> PROBLEM DETAILS
Please output every line of the material as it stands, without the pictures.

╭─ MATERIAL SUPPLIED

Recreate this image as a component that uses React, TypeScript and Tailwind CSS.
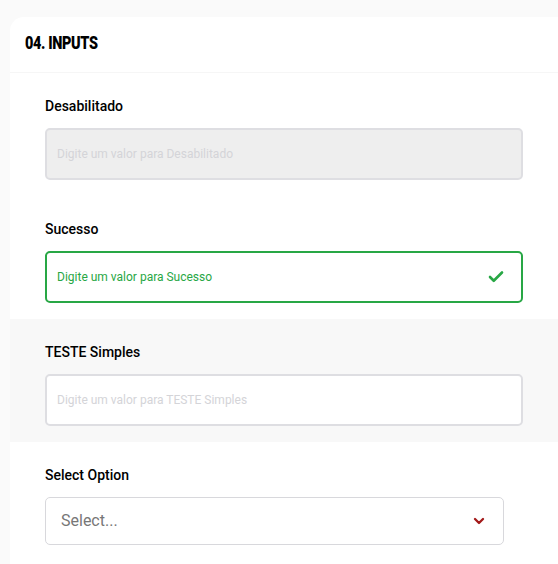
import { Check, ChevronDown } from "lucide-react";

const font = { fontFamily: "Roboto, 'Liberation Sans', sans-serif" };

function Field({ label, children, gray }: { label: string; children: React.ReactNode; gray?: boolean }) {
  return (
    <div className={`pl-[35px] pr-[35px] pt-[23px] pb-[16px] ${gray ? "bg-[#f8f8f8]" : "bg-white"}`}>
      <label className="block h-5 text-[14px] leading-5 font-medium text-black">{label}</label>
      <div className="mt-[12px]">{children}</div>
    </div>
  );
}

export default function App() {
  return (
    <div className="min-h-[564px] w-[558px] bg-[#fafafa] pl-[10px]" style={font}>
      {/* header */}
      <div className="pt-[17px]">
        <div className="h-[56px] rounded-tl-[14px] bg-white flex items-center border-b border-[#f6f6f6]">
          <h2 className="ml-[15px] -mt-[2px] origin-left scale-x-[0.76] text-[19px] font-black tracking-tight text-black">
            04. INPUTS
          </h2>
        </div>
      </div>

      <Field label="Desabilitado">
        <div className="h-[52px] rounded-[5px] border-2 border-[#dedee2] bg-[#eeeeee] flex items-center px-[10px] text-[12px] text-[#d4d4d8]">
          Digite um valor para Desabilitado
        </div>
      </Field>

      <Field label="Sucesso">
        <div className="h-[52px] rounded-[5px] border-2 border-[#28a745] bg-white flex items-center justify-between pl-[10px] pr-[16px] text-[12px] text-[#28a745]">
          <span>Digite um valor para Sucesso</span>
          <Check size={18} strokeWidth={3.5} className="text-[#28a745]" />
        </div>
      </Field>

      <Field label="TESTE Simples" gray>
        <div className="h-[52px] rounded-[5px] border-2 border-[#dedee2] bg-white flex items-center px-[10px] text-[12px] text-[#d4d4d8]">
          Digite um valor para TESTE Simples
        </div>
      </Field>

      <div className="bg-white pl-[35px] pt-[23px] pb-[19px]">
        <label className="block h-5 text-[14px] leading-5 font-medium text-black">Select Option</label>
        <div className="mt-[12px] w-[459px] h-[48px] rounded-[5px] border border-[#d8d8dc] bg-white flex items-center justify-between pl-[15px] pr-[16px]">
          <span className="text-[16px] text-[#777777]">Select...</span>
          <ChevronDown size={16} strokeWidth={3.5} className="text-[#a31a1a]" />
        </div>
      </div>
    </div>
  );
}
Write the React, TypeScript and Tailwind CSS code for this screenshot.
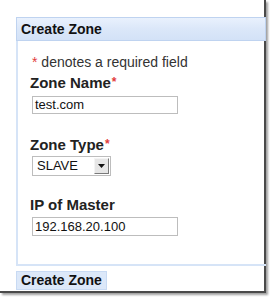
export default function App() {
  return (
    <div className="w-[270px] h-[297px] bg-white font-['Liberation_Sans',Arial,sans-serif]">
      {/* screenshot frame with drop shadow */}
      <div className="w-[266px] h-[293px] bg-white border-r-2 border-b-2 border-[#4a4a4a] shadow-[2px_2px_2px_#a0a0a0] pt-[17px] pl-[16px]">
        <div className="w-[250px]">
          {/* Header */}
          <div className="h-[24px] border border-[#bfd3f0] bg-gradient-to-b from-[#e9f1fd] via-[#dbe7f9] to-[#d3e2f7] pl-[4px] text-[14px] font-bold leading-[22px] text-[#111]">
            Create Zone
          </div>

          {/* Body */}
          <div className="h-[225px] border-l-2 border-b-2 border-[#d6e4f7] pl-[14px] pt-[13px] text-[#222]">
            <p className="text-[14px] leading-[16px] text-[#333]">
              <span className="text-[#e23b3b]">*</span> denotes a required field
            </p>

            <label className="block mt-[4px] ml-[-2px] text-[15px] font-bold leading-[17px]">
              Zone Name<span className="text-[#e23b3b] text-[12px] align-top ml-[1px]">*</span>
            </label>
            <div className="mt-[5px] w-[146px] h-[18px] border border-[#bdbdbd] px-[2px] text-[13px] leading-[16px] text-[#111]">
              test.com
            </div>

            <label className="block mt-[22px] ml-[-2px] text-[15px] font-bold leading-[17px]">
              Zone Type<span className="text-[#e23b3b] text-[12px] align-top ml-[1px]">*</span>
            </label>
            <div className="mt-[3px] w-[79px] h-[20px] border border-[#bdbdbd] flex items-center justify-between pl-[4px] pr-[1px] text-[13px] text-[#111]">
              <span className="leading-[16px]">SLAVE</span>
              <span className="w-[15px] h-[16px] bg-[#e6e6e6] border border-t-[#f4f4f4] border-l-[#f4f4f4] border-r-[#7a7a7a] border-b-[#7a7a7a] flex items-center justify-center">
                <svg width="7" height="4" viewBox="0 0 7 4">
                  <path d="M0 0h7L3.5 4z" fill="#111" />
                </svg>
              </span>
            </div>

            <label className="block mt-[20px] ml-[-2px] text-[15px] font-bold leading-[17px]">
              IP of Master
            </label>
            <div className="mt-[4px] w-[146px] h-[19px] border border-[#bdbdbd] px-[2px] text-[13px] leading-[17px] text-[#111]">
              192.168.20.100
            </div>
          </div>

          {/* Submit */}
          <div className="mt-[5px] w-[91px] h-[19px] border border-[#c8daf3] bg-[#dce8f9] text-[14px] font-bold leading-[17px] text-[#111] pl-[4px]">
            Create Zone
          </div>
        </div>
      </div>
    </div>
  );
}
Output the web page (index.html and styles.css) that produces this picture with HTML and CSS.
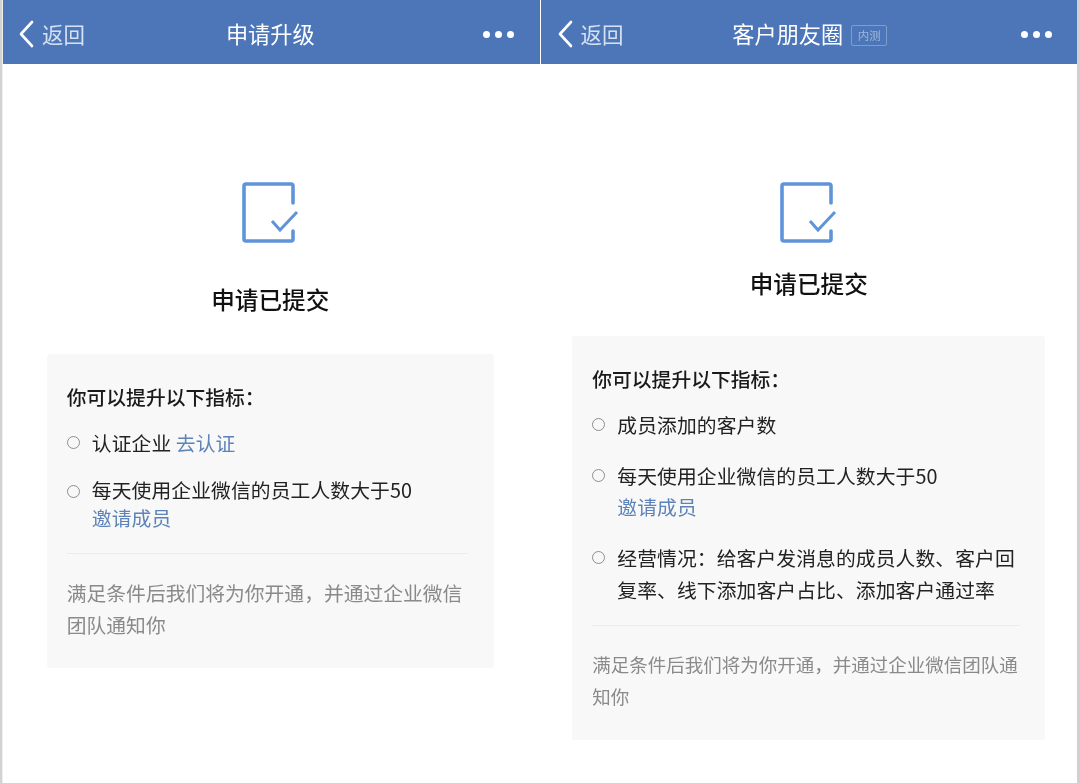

╰─

> WRITTEN SOLUTION
Recreate this image as a component that uses React, TypeScript and Tailwind CSS.
import { Check, ChevronDown } from "lucide-react";

const font = { fontFamily: "Roboto, 'Liberation Sans', sans-serif" };

function Field({ label, children, gray }: { label: string; children: React.ReactNode; gray?: boolean }) {
  return (
    <div className={`pl-[35px] pr-[35px] pt-[23px] pb-[16px] ${gray ? "bg-[#f8f8f8]" : "bg-white"}`}>
      <label className="block h-5 text-[14px] leading-5 font-medium text-black">{label}</label>
      <div className="mt-[12px]">{children}</div>
    </div>
  );
}

export default function App() {
  return (
    <div className="min-h-[564px] w-[558px] bg-[#fafafa] pl-[10px]" style={font}>
      {/* header */}
      <div className="pt-[17px]">
        <div className="h-[56px] rounded-tl-[14px] bg-white flex items-center border-b border-[#f6f6f6]">
          <h2 className="ml-[15px] -mt-[2px] origin-left scale-x-[0.76] text-[19px] font-black tracking-tight text-black">
            04. INPUTS
          </h2>
        </div>
      </div>

      <Field label="Desabilitado">
        <div className="h-[52px] rounded-[5px] border-2 border-[#dedee2] bg-[#eeeeee] flex items-center px-[10px] text-[12px] text-[#d4d4d8]">
          Digite um valor para Desabilitado
        </div>
      </Field>

      <Field label="Sucesso">
        <div className="h-[52px] rounded-[5px] border-2 border-[#28a745] bg-white flex items-center justify-between pl-[10px] pr-[16px] text-[12px] text-[#28a745]">
          <span>Digite um valor para Sucesso</span>
          <Check size={18} strokeWidth={3.5} className="text-[#28a745]" />
        </div>
      </Field>

      <Field label="TESTE Simples" gray>
        <div className="h-[52px] rounded-[5px] border-2 border-[#dedee2] bg-white flex items-center px-[10px] text-[12px] text-[#d4d4d8]">
          Digite um valor para TESTE Simples
        </div>
      </Field>

      <div className="bg-white pl-[35px] pt-[23px] pb-[19px]">
        <label className="block h-5 text-[14px] leading-5 font-medium text-black">Select Option</label>
        <div className="mt-[12px] w-[459px] h-[48px] rounded-[5px] border border-[#d8d8dc] bg-white flex items-center justify-between pl-[15px] pr-[16px]">
          <span className="text-[16px] text-[#777777]">Select...</span>
          <ChevronDown size={16} strokeWidth={3.5} className="text-[#a31a1a]" />
        </div>
      </div>
    </div>
  );
}
Write the React, TypeScript and Tailwind CSS code for this screenshot.
export default function App() {
  return (
    <div className="w-[270px] h-[297px] bg-white font-['Liberation_Sans',Arial,sans-serif]">
      {/* screenshot frame with drop shadow */}
      <div className="w-[266px] h-[293px] bg-white border-r-2 border-b-2 border-[#4a4a4a] shadow-[2px_2px_2px_#a0a0a0] pt-[17px] pl-[16px]">
        <div className="w-[250px]">
          {/* Header */}
          <div className="h-[24px] border border-[#bfd3f0] bg-gradient-to-b from-[#e9f1fd] via-[#dbe7f9] to-[#d3e2f7] pl-[4px] text-[14px] font-bold leading-[22px] text-[#111]">
            Create Zone
          </div>

          {/* Body */}
          <div className="h-[225px] border-l-2 border-b-2 border-[#d6e4f7] pl-[14px] pt-[13px] text-[#222]">
            <p className="text-[14px] leading-[16px] text-[#333]">
              <span className="text-[#e23b3b]">*</span> denotes a required field
            </p>

            <label className="block mt-[4px] ml-[-2px] text-[15px] font-bold leading-[17px]">
              Zone Name<span className="text-[#e23b3b] text-[12px] align-top ml-[1px]">*</span>
            </label>
            <div className="mt-[5px] w-[146px] h-[18px] border border-[#bdbdbd] px-[2px] text-[13px] leading-[16px] text-[#111]">
              test.com
            </div>

            <label className="block mt-[22px] ml-[-2px] text-[15px] font-bold leading-[17px]">
              Zone Type<span className="text-[#e23b3b] text-[12px] align-top ml-[1px]">*</span>
            </label>
            <div className="mt-[3px] w-[79px] h-[20px] border border-[#bdbdbd] flex items-center justify-between pl-[4px] pr-[1px] text-[13px] text-[#111]">
              <span className="leading-[16px]">SLAVE</span>
              <span className="w-[15px] h-[16px] bg-[#e6e6e6] border border-t-[#f4f4f4] border-l-[#f4f4f4] border-r-[#7a7a7a] border-b-[#7a7a7a] flex items-center justify-center">
                <svg width="7" height="4" viewBox="0 0 7 4">
                  <path d="M0 0h7L3.5 4z" fill="#111" />
                </svg>
              </span>
            </div>

            <label className="block mt-[20px] ml-[-2px] text-[15px] font-bold leading-[17px]">
              IP of Master
            </label>
            <div className="mt-[4px] w-[146px] h-[19px] border border-[#bdbdbd] px-[2px] text-[13px] leading-[17px] text-[#111]">
              192.168.20.100
            </div>
          </div>

          {/* Submit */}
          <div className="mt-[5px] w-[91px] h-[19px] border border-[#c8daf3] bg-[#dce8f9] text-[14px] font-bold leading-[17px] text-[#111] pl-[4px]">
            Create Zone
          </div>
        </div>
      </div>
    </div>
  );
}
Output the web page (index.html and styles.css) that produces this picture with HTML and CSS.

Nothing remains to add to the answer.